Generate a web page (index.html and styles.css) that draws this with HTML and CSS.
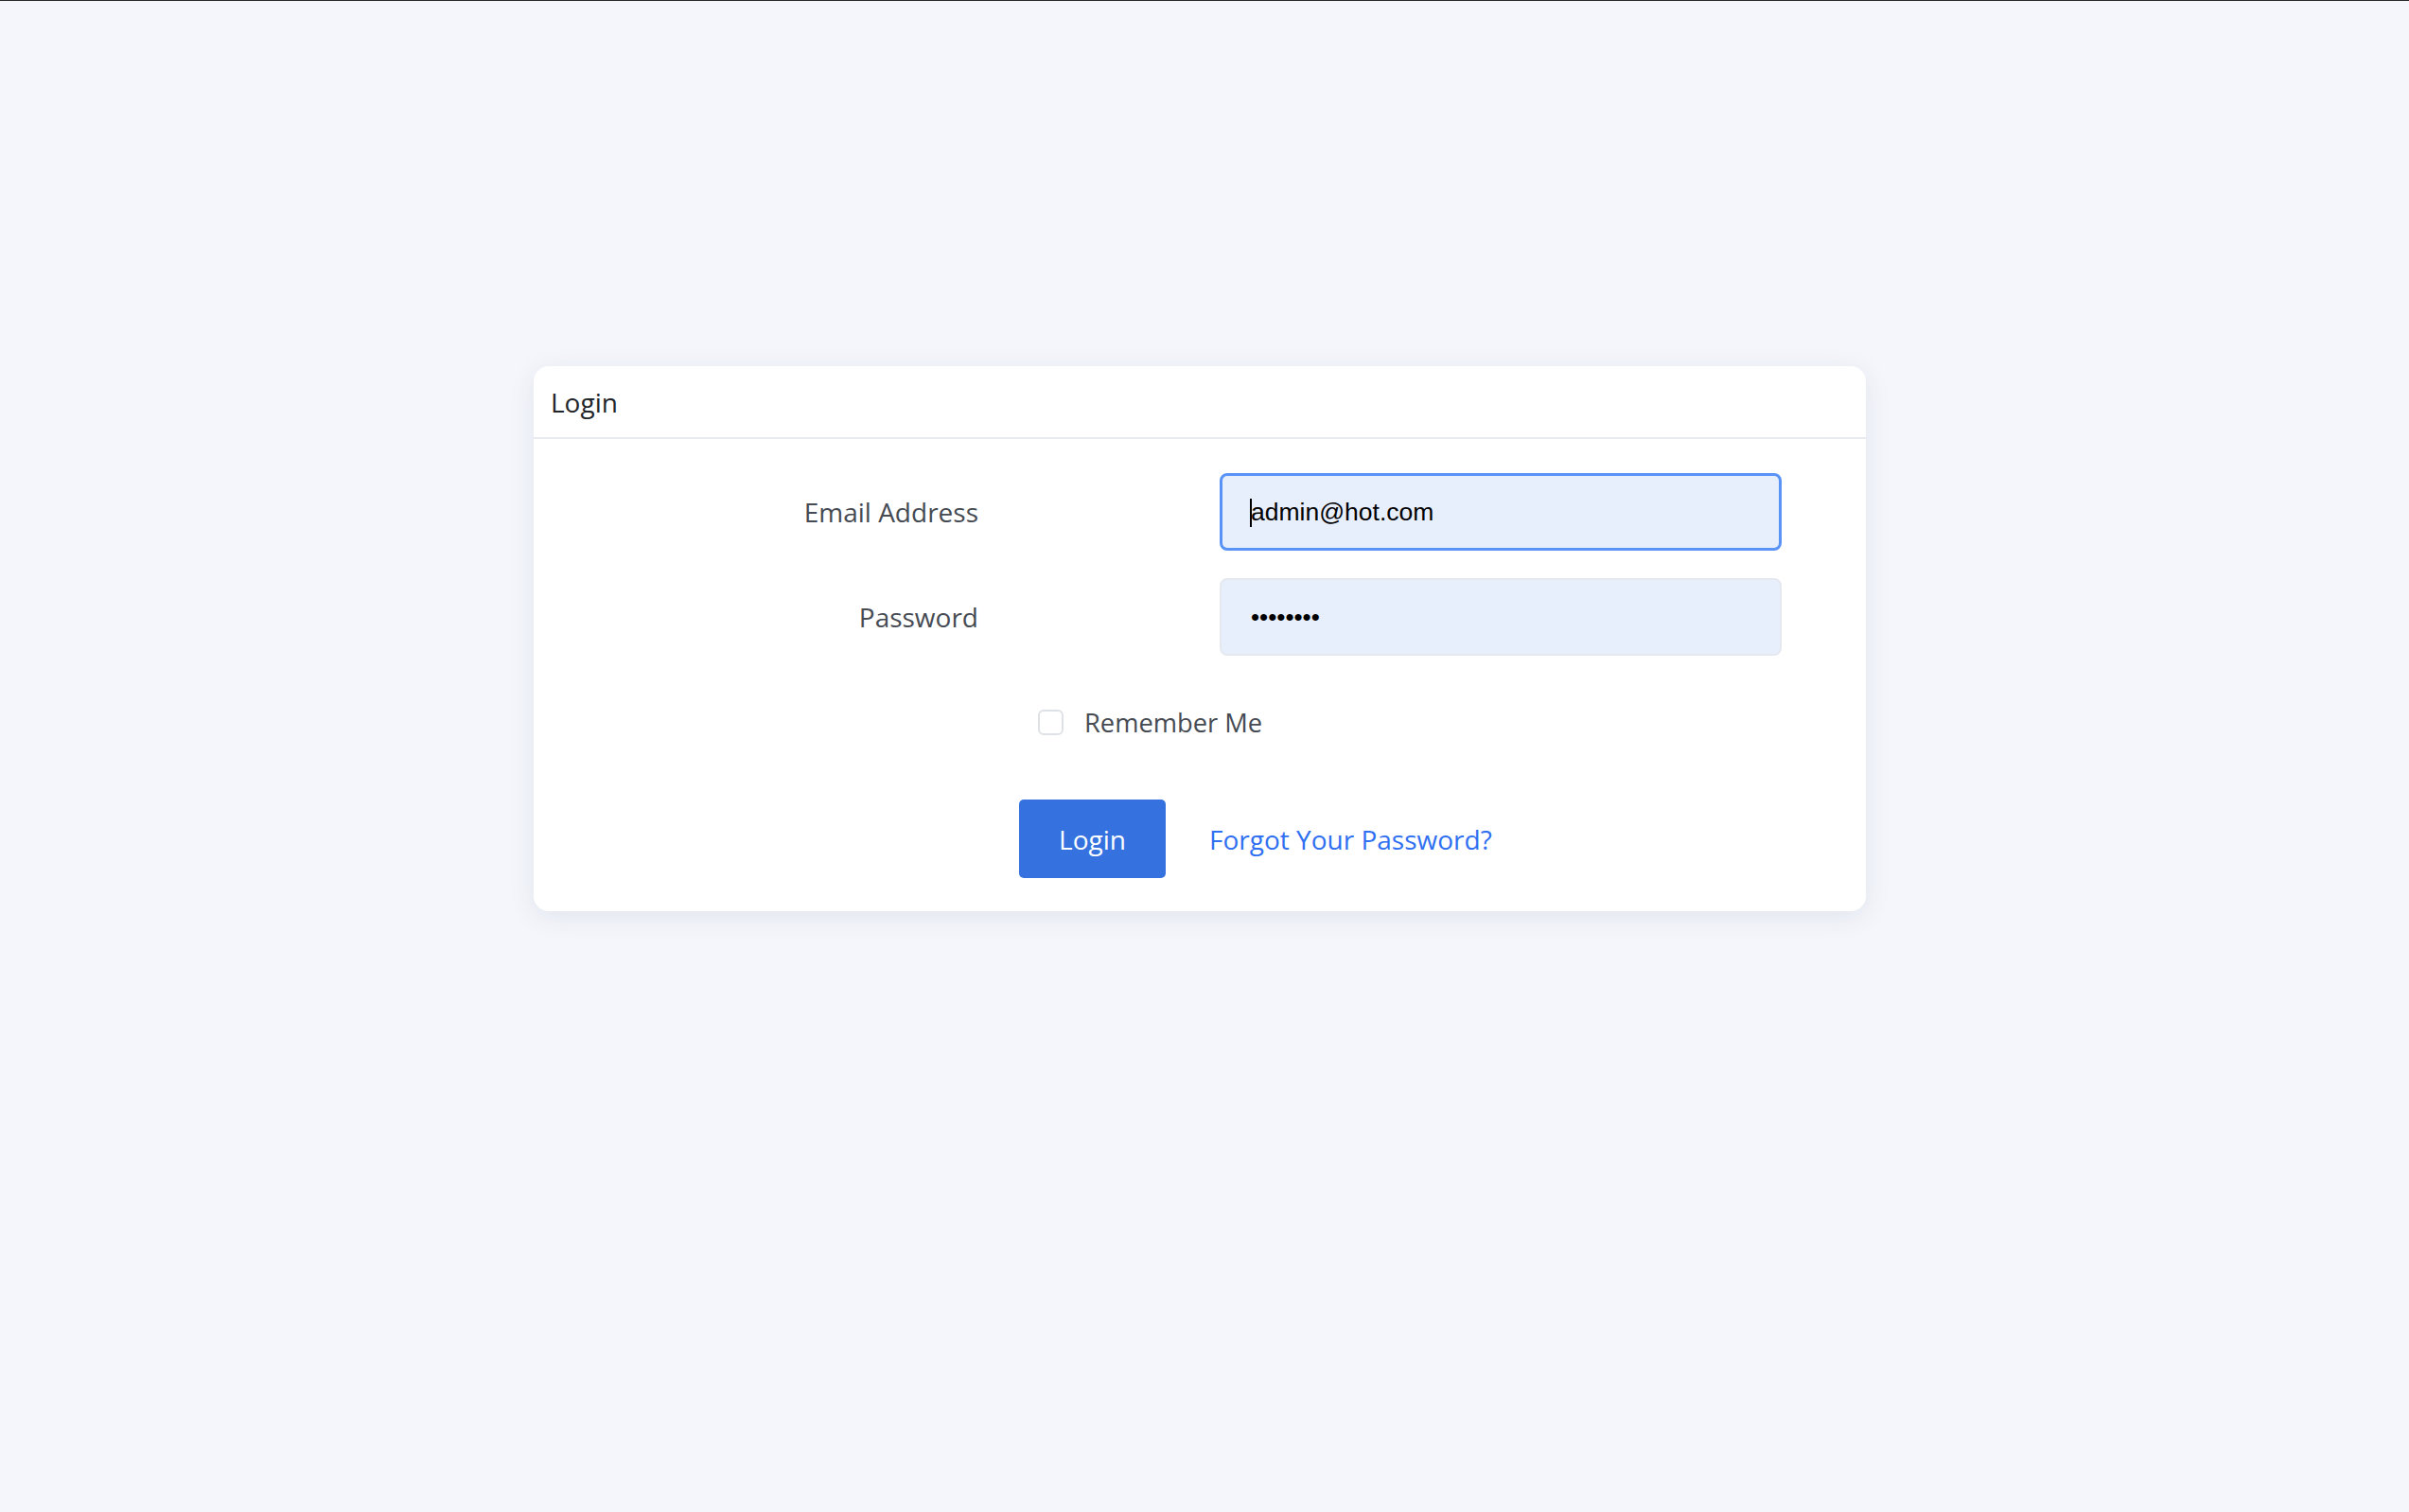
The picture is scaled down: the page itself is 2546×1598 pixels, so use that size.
FILE: index.html
```html
<!DOCTYPE html>
<html lang="en">
<head>
<meta charset="utf-8">
<title>Login</title>
<link rel="stylesheet" href="styles.css">
</head>
<body>
<div class="page">
  <div class="card">
    <div class="card-header">Login</div>
    <div class="card-body">
      <div class="form-row">
        <label class="label" for="email">Email Address</label>
        <div class="input input-focus"><span class="caret"></span><span class="value">admin@hot.com</span></div>
      </div>
      <div class="form-row">
        <label class="label" for="password">Password</label>
        <div class="input"><span class="value dots">••••••••</span></div>
      </div>
      <div class="remember-row">
        <span class="checkbox"></span>
        <span class="remember-text">Remember Me</span>
      </div>
      <div class="actions-row">
        <button class="btn">Login</button>
        <a class="link" href="#">Forgot Your Password?</a>
      </div>
    </div>
  </div>
</div>
</body>
</html>
```
FILE: styles.css
```css
* { box-sizing: border-box; }
html, body { margin: 0; padding: 0; }
body {
  background: #f4f6fb;
  border-top: 1px solid #2a2a2a;
  min-height: 1598px;
  font-family: "Open Sans", "Noto Sans", sans-serif;
}
.page {
  padding: 386px 0 0 564px;
}
.card {
  width: 1408px;
  height: 576px;
  background: #ffffff;
  border-radius: 16px;
  box-shadow: 0 6px 28px rgba(40, 50, 100, 0.09);
  display: flex;
  flex-direction: column;
}
.card-header {
  height: 77px;
  border-bottom: 2px solid #e9eaee;
  padding: 0 18px;
  display: flex;
  align-items: center;
  font-size: 28px;
  color: #212529;
}
.card-body {
  padding-top: 36px;
  display: flex;
  flex-direction: column;
}
.form-row {
  display: grid;
  grid-template-columns: 470px 594px;
  column-gap: 255px;
  align-items: center;
  margin-bottom: 29px;
}
.label {
  text-align: right;
  font-size: 28px;
  color: #464b53;
}
.input {
  height: 82px;
  border-radius: 8px;
  background: #e8effc;
  border: 2px solid #e5e8ee;
  display: flex;
  align-items: center;
  padding-left: 31px;
  position: relative;
}
.input-focus {
  border: 3px solid #5a93f6;
  padding-left: 30px;
}
.value {
  font-family: "Liberation Sans", Arial, sans-serif;
  font-size: 26.5px;
  color: #000;
}
.dots {
  font-size: 26px;
}
.caret {
  position: absolute;
  left: 29px;
  top: 24px;
  width: 2px;
  height: 30px;
  background: #000;
}
.remember-row {
  display: flex;
  align-items: center;
  padding-left: 533px;
  margin-top: 28px;
  height: 27px;
}
.checkbox {
  width: 27px;
  height: 27px;
  border: 2px solid #dee1e6;
  border-radius: 6px;
  background: #fff;
}
.remember-text {
  margin-left: 22px;
  font-size: 27.3px;
  color: #464b53;
}
.actions-row {
  display: flex;
  align-items: center;
  padding-left: 513px;
  margin-top: 68px;
}
.btn {
  width: 155px;
  height: 83px;
  border: 0;
  border-radius: 5px;
  background: #3572e0;
  color: #fff;
  font-family: "Open Sans", "Noto Sans", sans-serif;
  font-size: 28px;
  padding: 0;
}
.link {
  margin-left: 46px;
  font-size: 28px;
  color: #2f6ff1;
  text-decoration: none;
}
```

•••

→ **TASK REQUIREMENTS**: Collect the lines of the data that carry the word "styles".

→ **OUTPUT**:
Generate a web page (index.html and styles.css) that draws this with HTML and CSS.
<link rel="stylesheet" href="styles.css">
FILE: styles.css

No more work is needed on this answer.